Kotlin/Native provides efficient bidirectional interoperability with C and Objective-C. See the samples, the documentation, and the tutorials.

Getting Started

The most complete experience with Kotlin/Native can be achieved by using Gradle, IntelliJ IDEA or Android Studio with KMM plugin if you target iOS.

If you are interested in using Kotlin/Native for iOS, then Kotlin Multiplatform Mobile portal might also be useful for you.

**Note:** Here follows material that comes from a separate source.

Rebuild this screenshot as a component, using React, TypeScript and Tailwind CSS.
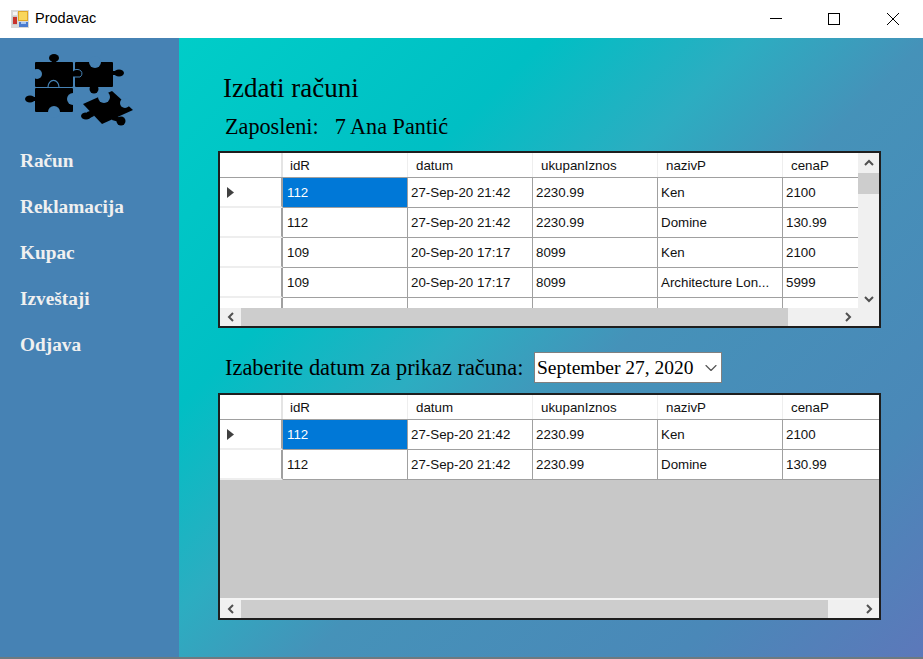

Command line compiler is also available.

More information can be found in the overviews of Kotlin/Native and Kotlin Multiplatform.

Known limitations

Performance

*** DO NOT USE THIS PREVIEW RELEASE FOR ANY PERFORMANCE ANALYSIS ***

This beta version of Kotlin/Native technology is not yet tuned for benchmarking and competitive analysis of any kind.

Standard Library

The standard library in Kotlin/Native is known match common standard library in other Kotlin variants. Note, that standard Java APIs, such as java.math.BigDecimal or java.io is not available in current Kotlin standard library, but using C interoperability, one could call similar APIs from the POSIX library, see this sample. Also Kotlin/Native standard library contains certain native-specific extensions, mostly around memory management and concurrency.

Reflection

Full reflection is not implemented, but class can be referenced and its name could be retrieved. Notice that property delegation (including lazy properties) does work.

Microsoft Windows support

Only 64-bit Windows is currently supported as compilation host, both 32-bit and 64-bit Windows could be targets.

Debugging

Kotlin/Native supports source-level debugging on produced executables with lldb debugger. Produce your binary with debugging information by specifying -g Kotlin/Native compiler switch. See documentation for further information.